During his detention, the refugee office never told Hector or his attorney why it was delaying his release or when he might be let go, and never gave him a bond hearing. Then, last December, without any explanation for the long stretch in custody, the agency released Hector to his mother.

“A hearing … provides meaningful protections against such perfunctory and ad hoc determinations,” Reinhardt wrote. “In the absence of such hearings, these children are held in bureaucratic limbo, left to rely upon the agency’s alleged benevolence and opaque decision making.”
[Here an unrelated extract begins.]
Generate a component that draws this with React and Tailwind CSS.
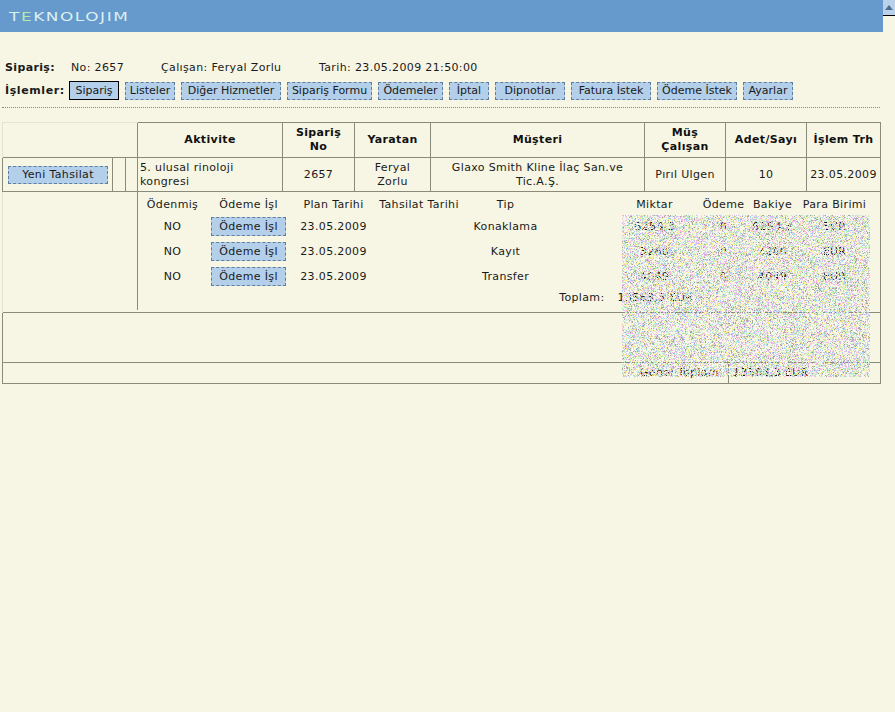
import React from "react";

function Noise() {
  const w = 248, h = 162;
  const colors = ["#f5b8e0", "#b8eeb0", "#f8ee90", "#a8d2f5", "#ffffff", "#dcb8f2", "#a6a696", "#c8ecdc"];
  const paths = colors.map(() => "");
  let s = 12345;
  const rnd = () => { s = (s * 1664525 + 1013904223) >>> 0; return s / 4294967296; };
  for (let y = 0; y < h; y++) for (let x = 0; x < w; x++) {
    if (rnd() < 0.6) {
      const c = Math.floor(rnd() * colors.length);
      paths[c] += `M${x} ${y}h1v1h-1z`;
    }
  }
  return (
    <svg width={w} height={h} className="absolute left-[622px] top-[215px]">
      {paths.map((d, i) => <path key={i} d={d} fill={colors[i]} />)}
    </svg>
  );
}

function Btn({ w, children, active }) {
  return (
    <div className={active
      ? `${w} h-[19px] pt-px tracking-[0px] flex items-center justify-center bg-[#b3cfe9] border border-solid border-black text-[#1a1a1a]`
      : `${w} h-[18px] pt-px tracking-[0px] flex items-center justify-center bg-[#b3cfe9] border border-dashed border-[#5f7f9f] text-[#1a1a1a]`}>
      {children}
    </div>
  );
}

const Th = ({ children, className = "" }) => (
  <th className={`border border-[#8b8b7c] font-bold text-center align-middle leading-[14px] text-[#111] ${className}`}>{children}</th>
);
const Td = ({ children, className = "" }) => (
  <td className={`border border-[#8b8b7c] text-center align-middle leading-[14px] ${className}`}>{children}</td>
);

const rows = [["Konaklama", "6254,3", "0", "6254,3", "EUR"], ["Kayıt", "3260", "0", "3260", "EUR"], ["Transfer", "4049", "0", "4049", "EUR"]];

export default function App() {
  return (
    <div className="relative w-[895px] h-[712px] overflow-hidden bg-[#f7f6e4] text-[11px] tracking-[0.36px] leading-[14px] text-[#1a1a1a] [font-family:DejaVu_Sans,sans-serif]">
      <div className="flex">
        <div className="w-[883px] h-8 bg-[#6699cc] flex items-center pl-[9px]">
          <span className="text-[13px] tracking-[1.2px] scale-x-[1.3] origin-left text-[#dcf0f2] leading-none"><span>T</span><span className="text-[#b8e8a8]">E</span>KNOLOJIM</span>
        </div>
        <div className="w-3 h-[16px] bg-[#b9d2ea] border-b border-black flex items-center justify-center">
          <svg width="8" height="5" viewBox="0 0 8 5"><path d="M0 5L4 0L8 5z" fill="#4d6f8f" /></svg>
        </div>
      </div>

      <div className="flex items-center h-[14px] mt-[29px] pl-[5px]">
        <b className="w-[66px]">Sipariş:</b>
        <span className="w-[90px]">No: 2657</span>
        <span className="w-[158px]">Çalışan: Feryal Zorlu</span>
        <span>Tarih: 23.05.2009 21:50:00</span>
      </div>

      <div className="flex items-center gap-[6px] mt-[6px] pl-[5px] h-[19px]">
        <b className="w-[58px] whitespace-nowrap tracking-[0.6px]">İşlemler:</b>
        <Btn w="w-[50px]" active>Sipariş</Btn>
        <Btn w="w-[50px]">Listeler</Btn>
        <Btn w="w-[100px]">Diğer Hizmetler</Btn>
        <Btn w="w-[85px]">Sipariş Formu</Btn>
        <Btn w="w-[65px]">Ödemeler</Btn>
        <Btn w="w-[40px]">İptal</Btn>
        <Btn w="w-[70px]">Dipnotlar</Btn>
        <Btn w="w-[80px]">Fatura İstek</Btn>
        <Btn w="w-[80px]">Ödeme İstek</Btn>
        <Btn w="w-[50px]">Ayarlar</Btn>
      </div>

      <div className="ml-[2px] w-[878px] mt-[7px] border-t border-dotted border-[#8b8b7c]" />

      <table className="ml-[2px] mt-[14px] w-[878px] table-fixed border-collapse">
        <colgroup>
          <col className="w-[110px]" /><col className="w-[13px]" /><col className="w-[12px]" />
          <col className="w-[145px]" /><col className="w-[72px]" /><col className="w-[76px]" />
          <col className="w-[214px]" /><col className="w-[81px]" /><col className="w-[81px]" /><col className="w-[74px]" />
        </colgroup>
        <tbody>
          <tr className="h-[35px]">
            <td colSpan={3} className="border-t border-l border-[#e4e4d4]" />
            <Th>Aktivite</Th>
            <Th>Sipariş<br />No</Th>
            <Th>Yaratan</Th>
            <Th>Müşteri</Th>
            <Th>Müş<br />Çalışan</Th>
            <Th>Adet/Sayı</Th>
            <Th className="whitespace-nowrap">İşlem Trh</Th>
          </tr>
          <tr className="h-[34px]">
            <Td className="px-[5px]"><div className="h-[18px] w-[100px] flex items-center justify-center bg-[#b3cfe9] border border-dashed border-[#5f7f9f]">Yeni Tahsilat</div></Td>
            <Td /><Td />
            <Td className="!text-left pl-[2px]">5. ulusal rinoloji<br />kongresi</Td>
            <Td>2657</Td>
            <Td>Feryal<br />Zorlu</Td>
            <Td>Glaxo Smith Kline İlaç San.ve<br />Tic.A.Ş.</Td>
            <Td>Pırıl Ulgen</Td>
            <Td>10</Td>
            <Td className="whitespace-nowrap">23.05.2009</Td>
          </tr>
          <tr className="h-[121px]">
            <td colSpan={3} className="border-l border-[#e4e4d4]" />
            <td colSpan={7} className="align-top p-0 border-r border-[#8b8b7c]">
              <div className="h-[118px] border-l border-[#8b8b7c] -ml-px">
                <table className="table-fixed border-collapse w-[734px]">
                  <colgroup>
                    <col className="w-[70px]" /><col className="w-[82px]" /><col className="w-[88px]" /><col className="w-[83px]" />
                    <col className="w-[90px]" /><col className="w-[59px]" /><col className="w-[90px]" /><col className="w-[48px]" /><col className="w-[50px]" /><col className="w-[74px]" />
                  </colgroup>
                  <tbody className="text-center">
                    <tr className="h-[22px]">
                      <td className="pt-[3px]">Ödenmiş</td><td className="pt-[3px]">Ödeme İşl</td><td className="pt-[3px]">Plan Tarihi</td><td className="pt-[3px] whitespace-nowrap">Tahsilat Tarihi</td><td className="pt-[3px]">Tip</td><td /><td className="pt-[3px]">Miktar</td><td className="pt-[3px]">Ödeme</td><td className="pt-[3px]">Bakiye</td><td className="pt-[3px] whitespace-nowrap">Para Birimi</td>
                    </tr>
                    {rows.map((r) => (
                      <tr key={r[0]} className="h-[25px]">
                        <td>NO</td>
                        <td><div className="mx-auto w-[75px] h-[19px] flex items-center justify-center bg-[#b3cfe9] border border-dashed border-[#5f7f9f]">Ödeme İşl</div></td>
                        <td>23.05.2009</td><td />
                        <td className="whitespace-nowrap">{r[0]}</td><td />
                        <td>{r[1]}</td><td>{r[2]}</td><td>{r[3]}</td><td>{r[4]}</td>
                      </tr>
                    ))}
                    <tr className="h-[18px]">
                      <td colSpan={5} />
                      <td className="text-right pr-[5px] whitespace-nowrap">Toplam:</td>
                      <td colSpan={2} className="text-left pl-[8px] whitespace-nowrap">13563,3 EUR</td>
                      <td colSpan={2} />
                    </tr>
                  </tbody>
                </table>
              </div>
            </td>
          </tr>
          <tr className="h-[50px]"><td colSpan={10} className="border border-[#8b8b7c]" /></tr>
          <tr className="h-[20px]">
            <td colSpan={10} className="border border-[#8b8b7c] p-0">
              <div className="flex justify-end items-center h-[20px] pr-[80px]">
                <span className="w-[90px] text-right pr-[5px] whitespace-nowrap">Genel Toplam:</span>
                <span className="border-l border-[#8b8b7c] pl-[4px] w-[72px] h-full flex items-center whitespace-nowrap">13563,3 EUR</span>
              </div>
            </td>
          </tr>
        </tbody>
      </table>
      <Noise />
    </div>
  );
}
Although the appeal has been decided in the plaintiffs’ favor, their battle over the hearings may not be over. Nicole Navas Oxman, a spokeswoman with the Justice Department, said in an email Wednesday that the government is reviewing the court’s decision and considering next steps in the litigation.

Reinhardt, however, perhaps anticipating additional legal challenges by the government, implied that it would not be easy to scrap the hearings.

“Indeed, the fact that the plaintiffs are so vigorously fighting to retain the bond hearings, and the government so vigorously fighting to abolish them, may offer some indication that the hearings remain of practical importance,” he wrote.

Senior Circuit Judge A. Wallace Tashima and Circuit Judge Marsha Berzon joined Reinhardt on the panel.

The plaintiffs were represented by Carlos Holguín with the Center for Human Rights and Constitutional Law in Los Angeles. He did not return phone and email inquiries seeking comment Wednesday.

Justice Department attorney Sarah Fabian in Washington argued for the government.